→ THE REQUEST: Find the number of lines below in which the word "components" appears, and write that number only.

→ DATASET ROWS:
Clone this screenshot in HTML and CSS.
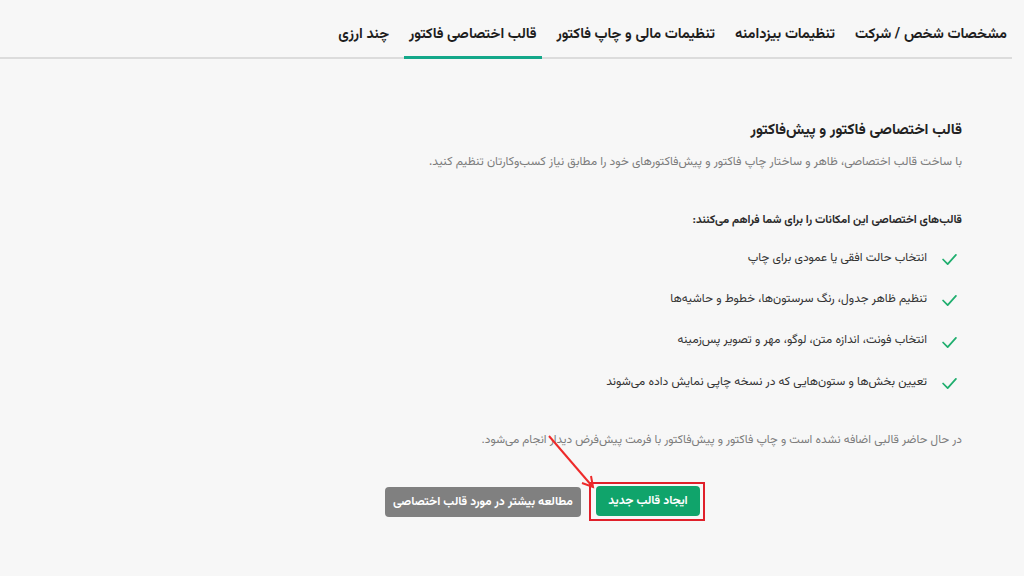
==
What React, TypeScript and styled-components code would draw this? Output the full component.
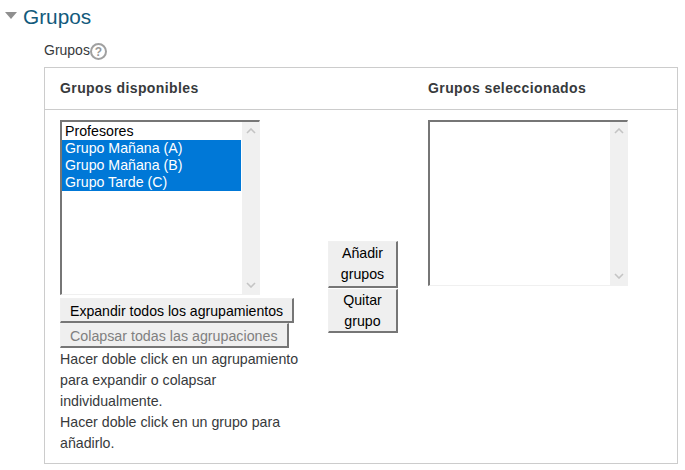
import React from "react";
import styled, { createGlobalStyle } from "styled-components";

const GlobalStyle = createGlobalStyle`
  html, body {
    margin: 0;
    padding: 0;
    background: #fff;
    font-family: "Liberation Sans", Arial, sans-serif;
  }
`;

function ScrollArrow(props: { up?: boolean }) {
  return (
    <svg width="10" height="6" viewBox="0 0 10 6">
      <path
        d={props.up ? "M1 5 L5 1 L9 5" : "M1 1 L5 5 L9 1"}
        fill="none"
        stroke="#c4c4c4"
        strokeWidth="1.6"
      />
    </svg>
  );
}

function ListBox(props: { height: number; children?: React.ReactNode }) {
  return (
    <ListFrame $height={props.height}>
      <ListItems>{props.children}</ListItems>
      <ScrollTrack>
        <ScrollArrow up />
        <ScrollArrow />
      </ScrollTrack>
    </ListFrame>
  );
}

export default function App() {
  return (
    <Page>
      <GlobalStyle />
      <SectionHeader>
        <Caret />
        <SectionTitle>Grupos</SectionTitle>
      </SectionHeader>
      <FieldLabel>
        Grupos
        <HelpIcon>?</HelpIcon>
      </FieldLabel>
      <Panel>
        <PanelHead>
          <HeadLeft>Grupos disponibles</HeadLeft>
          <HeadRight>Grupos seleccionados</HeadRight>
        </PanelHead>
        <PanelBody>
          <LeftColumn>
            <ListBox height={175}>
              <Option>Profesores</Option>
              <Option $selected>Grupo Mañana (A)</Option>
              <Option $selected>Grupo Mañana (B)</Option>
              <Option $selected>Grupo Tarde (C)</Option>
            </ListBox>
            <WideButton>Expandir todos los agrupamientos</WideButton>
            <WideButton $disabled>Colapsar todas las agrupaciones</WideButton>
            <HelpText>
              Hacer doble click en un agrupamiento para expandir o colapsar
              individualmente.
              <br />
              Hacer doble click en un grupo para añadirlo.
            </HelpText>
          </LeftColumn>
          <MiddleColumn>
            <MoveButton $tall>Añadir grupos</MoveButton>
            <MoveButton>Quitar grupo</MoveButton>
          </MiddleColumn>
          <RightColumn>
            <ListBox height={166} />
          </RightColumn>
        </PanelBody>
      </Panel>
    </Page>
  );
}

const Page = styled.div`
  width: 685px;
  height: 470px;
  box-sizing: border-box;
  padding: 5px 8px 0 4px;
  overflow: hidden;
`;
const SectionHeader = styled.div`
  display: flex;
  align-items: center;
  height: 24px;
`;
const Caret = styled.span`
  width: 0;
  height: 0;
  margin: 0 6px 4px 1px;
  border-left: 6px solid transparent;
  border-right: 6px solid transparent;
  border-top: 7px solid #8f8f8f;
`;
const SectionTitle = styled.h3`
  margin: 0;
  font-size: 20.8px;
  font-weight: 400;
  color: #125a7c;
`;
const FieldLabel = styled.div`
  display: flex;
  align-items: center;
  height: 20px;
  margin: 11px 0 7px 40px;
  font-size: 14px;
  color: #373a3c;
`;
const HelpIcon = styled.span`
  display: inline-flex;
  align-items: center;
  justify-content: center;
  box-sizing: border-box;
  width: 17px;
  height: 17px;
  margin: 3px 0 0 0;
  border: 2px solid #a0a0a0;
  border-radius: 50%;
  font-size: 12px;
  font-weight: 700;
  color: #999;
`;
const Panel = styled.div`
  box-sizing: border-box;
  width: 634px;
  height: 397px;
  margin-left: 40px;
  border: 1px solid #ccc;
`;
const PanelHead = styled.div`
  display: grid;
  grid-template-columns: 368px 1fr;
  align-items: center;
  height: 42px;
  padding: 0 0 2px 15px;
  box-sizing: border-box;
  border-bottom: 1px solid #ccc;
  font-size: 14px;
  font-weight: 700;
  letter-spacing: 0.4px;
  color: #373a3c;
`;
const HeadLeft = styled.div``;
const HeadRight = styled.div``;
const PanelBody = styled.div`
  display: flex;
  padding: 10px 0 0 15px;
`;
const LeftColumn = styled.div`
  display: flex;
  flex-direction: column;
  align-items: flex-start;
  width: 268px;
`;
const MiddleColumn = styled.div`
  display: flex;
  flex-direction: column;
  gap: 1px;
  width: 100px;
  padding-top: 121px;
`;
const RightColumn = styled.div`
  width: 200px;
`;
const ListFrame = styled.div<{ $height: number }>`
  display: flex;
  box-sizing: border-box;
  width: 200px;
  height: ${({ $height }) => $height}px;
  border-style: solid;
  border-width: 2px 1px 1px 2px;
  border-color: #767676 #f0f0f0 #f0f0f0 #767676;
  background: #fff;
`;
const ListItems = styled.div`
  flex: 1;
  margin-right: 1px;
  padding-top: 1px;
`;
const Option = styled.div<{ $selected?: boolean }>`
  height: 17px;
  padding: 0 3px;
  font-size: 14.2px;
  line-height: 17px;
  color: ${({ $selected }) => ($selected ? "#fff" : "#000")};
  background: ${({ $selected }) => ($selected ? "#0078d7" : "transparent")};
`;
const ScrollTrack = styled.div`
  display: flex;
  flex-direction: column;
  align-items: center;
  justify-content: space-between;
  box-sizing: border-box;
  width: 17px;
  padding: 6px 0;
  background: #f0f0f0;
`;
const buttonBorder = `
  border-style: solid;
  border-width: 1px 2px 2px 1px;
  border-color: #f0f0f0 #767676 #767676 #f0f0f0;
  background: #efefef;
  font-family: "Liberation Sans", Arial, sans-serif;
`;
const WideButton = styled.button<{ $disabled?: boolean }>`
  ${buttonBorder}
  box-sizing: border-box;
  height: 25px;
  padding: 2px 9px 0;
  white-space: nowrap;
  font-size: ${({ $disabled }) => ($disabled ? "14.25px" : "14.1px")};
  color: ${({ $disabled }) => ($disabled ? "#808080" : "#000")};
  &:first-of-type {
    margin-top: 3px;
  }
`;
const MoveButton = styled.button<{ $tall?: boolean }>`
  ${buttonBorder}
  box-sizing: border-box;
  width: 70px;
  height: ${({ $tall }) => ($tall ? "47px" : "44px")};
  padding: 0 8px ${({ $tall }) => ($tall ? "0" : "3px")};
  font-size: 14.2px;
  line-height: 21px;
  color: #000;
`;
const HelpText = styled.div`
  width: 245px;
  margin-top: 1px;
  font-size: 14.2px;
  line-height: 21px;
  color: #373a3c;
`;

→ ANSWER TO THE TASK: 2